┏━━
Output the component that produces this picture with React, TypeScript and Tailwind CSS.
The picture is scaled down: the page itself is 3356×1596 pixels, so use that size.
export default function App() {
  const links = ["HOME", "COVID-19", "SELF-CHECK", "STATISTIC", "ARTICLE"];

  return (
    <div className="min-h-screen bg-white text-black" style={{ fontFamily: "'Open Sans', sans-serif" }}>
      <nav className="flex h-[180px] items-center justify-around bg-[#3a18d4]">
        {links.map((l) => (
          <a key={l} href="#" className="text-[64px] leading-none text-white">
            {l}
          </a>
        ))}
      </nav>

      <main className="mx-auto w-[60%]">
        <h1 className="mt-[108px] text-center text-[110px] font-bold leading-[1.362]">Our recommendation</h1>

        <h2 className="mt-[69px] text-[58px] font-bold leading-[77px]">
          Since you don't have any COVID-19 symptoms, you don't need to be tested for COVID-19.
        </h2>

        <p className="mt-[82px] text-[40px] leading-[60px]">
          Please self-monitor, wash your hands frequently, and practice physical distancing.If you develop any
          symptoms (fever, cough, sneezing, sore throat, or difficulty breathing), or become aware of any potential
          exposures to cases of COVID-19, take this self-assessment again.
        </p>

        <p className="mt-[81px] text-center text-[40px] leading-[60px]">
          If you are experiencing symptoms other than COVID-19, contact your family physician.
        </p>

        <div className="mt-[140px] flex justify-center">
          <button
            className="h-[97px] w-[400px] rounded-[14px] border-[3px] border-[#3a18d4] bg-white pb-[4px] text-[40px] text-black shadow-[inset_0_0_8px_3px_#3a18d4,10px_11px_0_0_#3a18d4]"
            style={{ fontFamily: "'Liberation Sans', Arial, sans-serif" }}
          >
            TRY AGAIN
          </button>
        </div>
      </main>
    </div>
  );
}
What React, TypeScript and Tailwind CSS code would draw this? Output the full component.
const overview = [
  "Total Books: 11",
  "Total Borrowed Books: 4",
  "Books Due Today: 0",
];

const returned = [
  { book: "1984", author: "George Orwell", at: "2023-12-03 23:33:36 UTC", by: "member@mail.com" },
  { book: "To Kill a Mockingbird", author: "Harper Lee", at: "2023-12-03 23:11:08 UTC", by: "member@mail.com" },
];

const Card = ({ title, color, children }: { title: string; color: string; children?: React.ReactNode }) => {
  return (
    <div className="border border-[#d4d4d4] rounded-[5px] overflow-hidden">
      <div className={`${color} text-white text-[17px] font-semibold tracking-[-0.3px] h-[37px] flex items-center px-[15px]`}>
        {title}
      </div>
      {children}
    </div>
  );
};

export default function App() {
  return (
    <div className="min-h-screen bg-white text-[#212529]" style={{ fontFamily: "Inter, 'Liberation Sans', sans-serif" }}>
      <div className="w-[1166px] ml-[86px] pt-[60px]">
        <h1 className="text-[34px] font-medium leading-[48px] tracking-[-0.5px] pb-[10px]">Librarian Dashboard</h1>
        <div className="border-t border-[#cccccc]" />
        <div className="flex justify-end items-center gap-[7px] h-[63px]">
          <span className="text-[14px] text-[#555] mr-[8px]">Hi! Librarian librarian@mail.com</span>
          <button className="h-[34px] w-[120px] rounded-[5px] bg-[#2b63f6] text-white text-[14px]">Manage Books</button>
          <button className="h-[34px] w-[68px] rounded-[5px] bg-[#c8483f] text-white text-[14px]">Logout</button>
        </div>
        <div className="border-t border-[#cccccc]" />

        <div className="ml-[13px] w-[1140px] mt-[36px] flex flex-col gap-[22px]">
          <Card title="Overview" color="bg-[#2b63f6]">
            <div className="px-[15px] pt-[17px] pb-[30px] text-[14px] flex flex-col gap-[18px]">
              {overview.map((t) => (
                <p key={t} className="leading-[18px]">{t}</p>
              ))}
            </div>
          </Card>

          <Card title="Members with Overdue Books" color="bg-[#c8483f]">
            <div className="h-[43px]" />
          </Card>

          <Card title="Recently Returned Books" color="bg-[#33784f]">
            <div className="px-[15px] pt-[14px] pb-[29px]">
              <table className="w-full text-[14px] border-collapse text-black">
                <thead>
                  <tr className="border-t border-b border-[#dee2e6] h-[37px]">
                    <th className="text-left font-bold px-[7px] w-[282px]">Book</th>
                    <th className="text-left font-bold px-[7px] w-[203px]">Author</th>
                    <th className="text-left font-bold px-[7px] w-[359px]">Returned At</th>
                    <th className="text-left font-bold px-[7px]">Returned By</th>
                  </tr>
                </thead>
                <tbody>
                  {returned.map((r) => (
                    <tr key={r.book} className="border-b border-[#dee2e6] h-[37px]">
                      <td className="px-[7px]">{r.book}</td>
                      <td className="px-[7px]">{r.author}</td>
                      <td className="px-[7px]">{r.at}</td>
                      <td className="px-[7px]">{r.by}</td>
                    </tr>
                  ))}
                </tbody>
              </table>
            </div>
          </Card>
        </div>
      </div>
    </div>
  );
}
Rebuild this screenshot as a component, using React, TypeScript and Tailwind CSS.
┗━━
__Work required__
Using the listing above, reproduce each line without omission.

__Result of this task__
Output the component that produces this picture with React, TypeScript and Tailwind CSS.
The picture is scaled down: the page itself is 3356×1596 pixels, so use that size.
export default function App() {
  const links = ["HOME", "COVID-19", "SELF-CHECK", "STATISTIC", "ARTICLE"];

  return (
    <div className="min-h-screen bg-white text-black" style={{ fontFamily: "'Open Sans', sans-serif" }}>
      <nav className="flex h-[180px] items-center justify-around bg-[#3a18d4]">
        {links.map((l) => (
          <a key={l} href="#" className="text-[64px] leading-none text-white">
            {l}
          </a>
        ))}
      </nav>

      <main className="mx-auto w-[60%]">
        <h1 className="mt-[108px] text-center text-[110px] font-bold leading-[1.362]">Our recommendation</h1>

        <h2 className="mt-[69px] text-[58px] font-bold leading-[77px]">
          Since you don't have any COVID-19 symptoms, you don't need to be tested for COVID-19.
        </h2>

        <p className="mt-[82px] text-[40px] leading-[60px]">
          Please self-monitor, wash your hands frequently, and practice physical distancing.If you develop any
          symptoms (fever, cough, sneezing, sore throat, or difficulty breathing), or become aware of any potential
          exposures to cases of COVID-19, take this self-assessment again.
        </p>

        <p className="mt-[81px] text-center text-[40px] leading-[60px]">
          If you are experiencing symptoms other than COVID-19, contact your family physician.
        </p>

        <div className="mt-[140px] flex justify-center">
          <button
            className="h-[97px] w-[400px] rounded-[14px] border-[3px] border-[#3a18d4] bg-white pb-[4px] text-[40px] text-black shadow-[inset_0_0_8px_3px_#3a18d4,10px_11px_0_0_#3a18d4]"
            style={{ fontFamily: "'Liberation Sans', Arial, sans-serif" }}
          >
            TRY AGAIN
          </button>
        </div>
      </main>
    </div>
  );
}
What React, TypeScript and Tailwind CSS code would draw this? Output the full component.
const overview = [
  "Total Books: 11",
  "Total Borrowed Books: 4",
  "Books Due Today: 0",
];

const returned = [
  { book: "1984", author: "George Orwell", at: "2023-12-03 23:33:36 UTC", by: "member@mail.com" },
  { book: "To Kill a Mockingbird", author: "Harper Lee", at: "2023-12-03 23:11:08 UTC", by: "member@mail.com" },
];

const Card = ({ title, color, children }: { title: string; color: string; children?: React.ReactNode }) => {
  return (
    <div className="border border-[#d4d4d4] rounded-[5px] overflow-hidden">
      <div className={`${color} text-white text-[17px] font-semibold tracking-[-0.3px] h-[37px] flex items-center px-[15px]`}>
        {title}
      </div>
      {children}
    </div>
  );
};

export default function App() {
  return (
    <div className="min-h-screen bg-white text-[#212529]" style={{ fontFamily: "Inter, 'Liberation Sans', sans-serif" }}>
      <div className="w-[1166px] ml-[86px] pt-[60px]">
        <h1 className="text-[34px] font-medium leading-[48px] tracking-[-0.5px] pb-[10px]">Librarian Dashboard</h1>
        <div className="border-t border-[#cccccc]" />
        <div className="flex justify-end items-center gap-[7px] h-[63px]">
          <span className="text-[14px] text-[#555] mr-[8px]">Hi! Librarian librarian@mail.com</span>
          <button className="h-[34px] w-[120px] rounded-[5px] bg-[#2b63f6] text-white text-[14px]">Manage Books</button>
          <button className="h-[34px] w-[68px] rounded-[5px] bg-[#c8483f] text-white text-[14px]">Logout</button>
        </div>
        <div className="border-t border-[#cccccc]" />

        <div className="ml-[13px] w-[1140px] mt-[36px] flex flex-col gap-[22px]">
          <Card title="Overview" color="bg-[#2b63f6]">
            <div className="px-[15px] pt-[17px] pb-[30px] text-[14px] flex flex-col gap-[18px]">
              {overview.map((t) => (
                <p key={t} className="leading-[18px]">{t}</p>
              ))}
            </div>
          </Card>

          <Card title="Members with Overdue Books" color="bg-[#c8483f]">
            <div className="h-[43px]" />
          </Card>

          <Card title="Recently Returned Books" color="bg-[#33784f]">
            <div className="px-[15px] pt-[14px] pb-[29px]">
              <table className="w-full text-[14px] border-collapse text-black">
                <thead>
                  <tr className="border-t border-b border-[#dee2e6] h-[37px]">
                    <th className="text-left font-bold px-[7px] w-[282px]">Book</th>
                    <th className="text-left font-bold px-[7px] w-[203px]">Author</th>
                    <th className="text-left font-bold px-[7px] w-[359px]">Returned At</th>
                    <th className="text-left font-bold px-[7px]">Returned By</th>
                  </tr>
                </thead>
                <tbody>
                  {returned.map((r) => (
                    <tr key={r.book} className="border-b border-[#dee2e6] h-[37px]">
                      <td className="px-[7px]">{r.book}</td>
                      <td className="px-[7px]">{r.author}</td>
                      <td className="px-[7px]">{r.at}</td>
                      <td className="px-[7px]">{r.by}</td>
                    </tr>
                  ))}
                </tbody>
              </table>
            </div>
          </Card>
        </div>
      </div>
    </div>
  );
}
Rebuild this screenshot as a component, using React, TypeScript and Tailwind CSS.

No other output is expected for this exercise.